When visiting the webpage, the attacker noticed that it functions as an application capable of pinging external systems, which raises some concerns. Typically, applications with this feature can be susceptible to command injection vulnerabilities. Command injection occurs when an attacker exploits a flaw in the application to execute arbitrary commands on the server operating system. This can lead to significant security risks, including unauthorized access, data manipulation, or service disruption.

The attacker leveraged this vulnerability to run commands with root access. This means they can access sensitive files and manipulate the system's core functionalities. When the attacker executes a command that reveals their current permissions, they might see something like “You are now logged in as root.” In this case, the id command shows what identification the server is being run at, which appears to be root shown in the screenshot below.

Since this appears to be the filesystem, we know it is on some machine. So, we must figure out what that is. The attacker attempted to cd into other folders. However, it would not let him. Next, we should see what type of system we are dealing with here, so we will use the ; mount command. We first checked to see if it was a docker.socket, it appears that it is not.  However, it seems to be leaking containered sockets, which are Unix sockets, shown in the screenshot below.

The attacker must first identify the architecture type of the target container to proceed effectively. This determination is critical, as it directly influences the selection of the appropriate binary for exploitation. To achieve this, the `uname -a` command should be utilized, which provides comprehensive information about the system's kernel and architecture. A screenshot illustrating this command's execution is provided below for reference. Properly assessing this information is imperative to ensure that the binary downloaded is compatible with the container's architecture, thereby optimizing the chances of a successful attack.
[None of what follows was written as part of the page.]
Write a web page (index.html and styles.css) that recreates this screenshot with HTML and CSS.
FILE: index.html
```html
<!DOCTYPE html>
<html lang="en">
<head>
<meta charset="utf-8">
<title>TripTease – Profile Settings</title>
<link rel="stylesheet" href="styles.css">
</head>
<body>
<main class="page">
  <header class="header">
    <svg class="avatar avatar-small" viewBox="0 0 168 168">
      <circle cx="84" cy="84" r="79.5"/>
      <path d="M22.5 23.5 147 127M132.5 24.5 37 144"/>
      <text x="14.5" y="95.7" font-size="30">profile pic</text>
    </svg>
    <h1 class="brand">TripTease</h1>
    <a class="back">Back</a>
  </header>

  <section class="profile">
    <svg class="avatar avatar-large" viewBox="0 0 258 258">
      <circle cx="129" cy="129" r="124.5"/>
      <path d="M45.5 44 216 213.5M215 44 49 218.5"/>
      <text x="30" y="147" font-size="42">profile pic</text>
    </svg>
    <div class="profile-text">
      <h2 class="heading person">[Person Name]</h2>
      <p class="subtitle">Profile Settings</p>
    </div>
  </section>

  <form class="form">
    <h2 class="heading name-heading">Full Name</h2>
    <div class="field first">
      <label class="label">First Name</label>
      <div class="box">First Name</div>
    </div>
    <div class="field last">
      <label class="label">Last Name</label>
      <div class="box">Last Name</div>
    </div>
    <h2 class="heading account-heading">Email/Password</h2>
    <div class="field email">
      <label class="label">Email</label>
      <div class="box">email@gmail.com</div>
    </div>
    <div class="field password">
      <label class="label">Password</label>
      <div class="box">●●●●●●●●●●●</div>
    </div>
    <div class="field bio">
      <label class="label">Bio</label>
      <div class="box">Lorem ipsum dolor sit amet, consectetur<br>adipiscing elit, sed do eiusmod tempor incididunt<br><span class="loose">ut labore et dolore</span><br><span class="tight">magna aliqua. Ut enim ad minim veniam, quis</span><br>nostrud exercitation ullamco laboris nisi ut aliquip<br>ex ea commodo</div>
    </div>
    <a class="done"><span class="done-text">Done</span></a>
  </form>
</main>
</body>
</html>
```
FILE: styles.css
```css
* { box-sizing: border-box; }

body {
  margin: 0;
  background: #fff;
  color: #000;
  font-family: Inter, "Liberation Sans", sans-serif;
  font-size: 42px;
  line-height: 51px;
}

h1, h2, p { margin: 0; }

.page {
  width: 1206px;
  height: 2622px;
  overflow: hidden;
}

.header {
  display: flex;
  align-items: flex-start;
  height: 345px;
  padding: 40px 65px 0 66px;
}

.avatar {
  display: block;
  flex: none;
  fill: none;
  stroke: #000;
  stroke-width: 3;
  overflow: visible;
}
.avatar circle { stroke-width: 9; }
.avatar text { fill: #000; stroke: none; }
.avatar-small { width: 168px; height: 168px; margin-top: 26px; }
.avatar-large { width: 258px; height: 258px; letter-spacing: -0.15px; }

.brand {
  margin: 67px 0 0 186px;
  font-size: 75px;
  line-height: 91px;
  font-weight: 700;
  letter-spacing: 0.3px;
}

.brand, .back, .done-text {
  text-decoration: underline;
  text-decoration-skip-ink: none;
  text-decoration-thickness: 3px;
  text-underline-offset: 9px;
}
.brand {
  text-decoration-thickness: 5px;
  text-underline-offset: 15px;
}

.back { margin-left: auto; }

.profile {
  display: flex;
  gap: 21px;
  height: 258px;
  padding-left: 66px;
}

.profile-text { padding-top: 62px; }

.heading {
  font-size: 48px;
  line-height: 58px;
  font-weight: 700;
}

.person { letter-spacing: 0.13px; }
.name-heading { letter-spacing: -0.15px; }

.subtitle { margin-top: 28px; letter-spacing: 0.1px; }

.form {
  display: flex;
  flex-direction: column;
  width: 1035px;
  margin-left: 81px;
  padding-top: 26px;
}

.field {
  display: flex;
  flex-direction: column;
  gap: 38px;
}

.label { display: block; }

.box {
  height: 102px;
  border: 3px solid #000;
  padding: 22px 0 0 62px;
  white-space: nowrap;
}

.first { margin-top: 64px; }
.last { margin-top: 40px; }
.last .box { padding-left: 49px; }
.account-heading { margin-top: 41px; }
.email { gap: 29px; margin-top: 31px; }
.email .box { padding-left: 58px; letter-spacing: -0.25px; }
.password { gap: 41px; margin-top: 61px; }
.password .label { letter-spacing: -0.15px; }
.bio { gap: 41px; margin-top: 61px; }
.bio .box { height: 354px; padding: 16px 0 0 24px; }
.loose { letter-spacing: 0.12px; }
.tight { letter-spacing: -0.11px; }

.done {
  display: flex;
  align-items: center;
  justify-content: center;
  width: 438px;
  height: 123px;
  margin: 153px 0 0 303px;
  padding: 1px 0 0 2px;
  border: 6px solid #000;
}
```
Once the attacker has comprehended the system architecture, the subsequent step is to initiate the file download utilizing the wget command. Following the successful download, it is crucial to extract the file's contents into the designated /tmp directory, as illustrated in the accompanying screenshot.
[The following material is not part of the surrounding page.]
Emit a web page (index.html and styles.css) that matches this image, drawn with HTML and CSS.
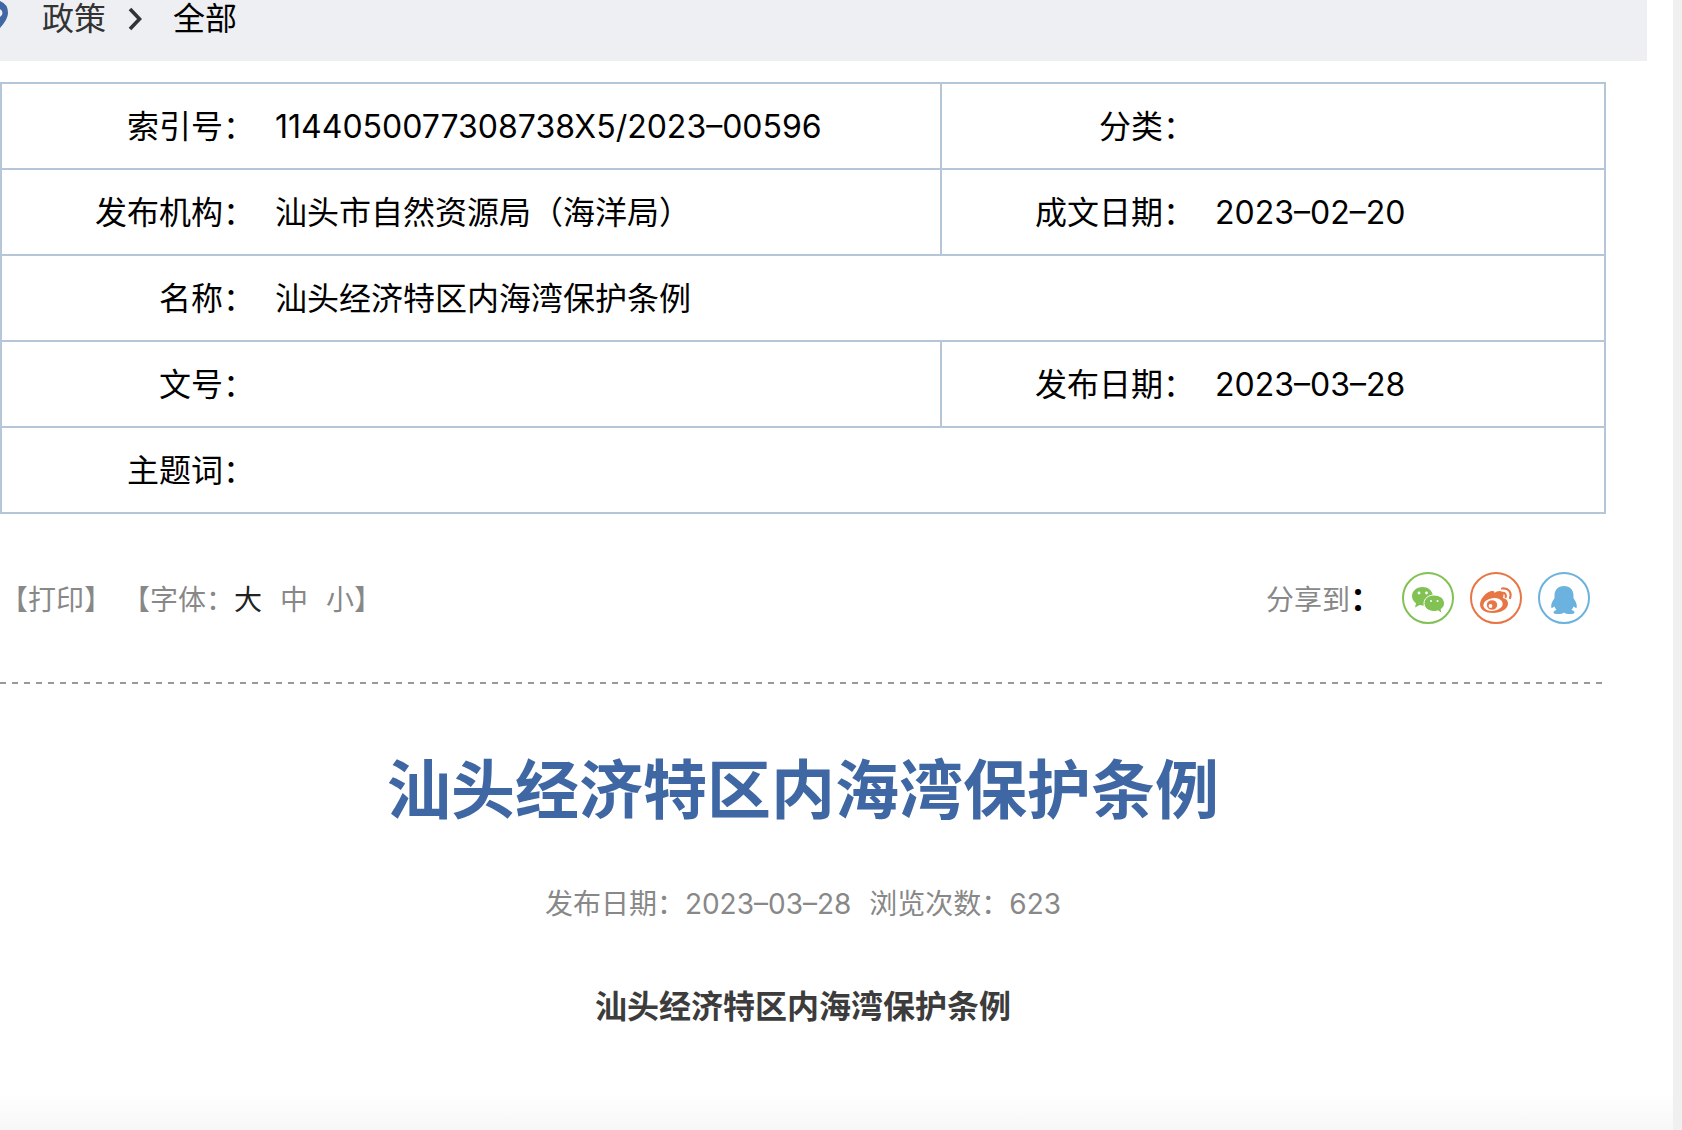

With the complete successful download, we can proceed to the engaging aspect of our task: accessing the system via essential commands utilizing the crictl binary and passing the `containerd.sock` command to view Unix socket. This allows us to retrieve and manage images stored within the system effectively. The process will be illustrated through the accompanying screenshots, which clearly represent the steps undertaken. This method enhances our understanding of the underlying architecture and shows image retrieval.

Mitigation

Docker-in-Docker (DinD) poses security risks in Kubernetes due to potential misconfigurations that could expose the host. Implement strict pod security standards to limit container capabilities and prevent privilege escalation to mitigate these risks. It’s best to avoid DinD using alternatives like sidecar containers for CI/CD tasks. Control resource access through namespaces and Network Policies and enhance security with Docker features like user namespaces and seccomp profiles. Regularly audit permissions and monitor runtime behavior to detect vulnerabilities. These measures can significantly reduce the risks associated with Docker-in-Docker in Kubernetes environments.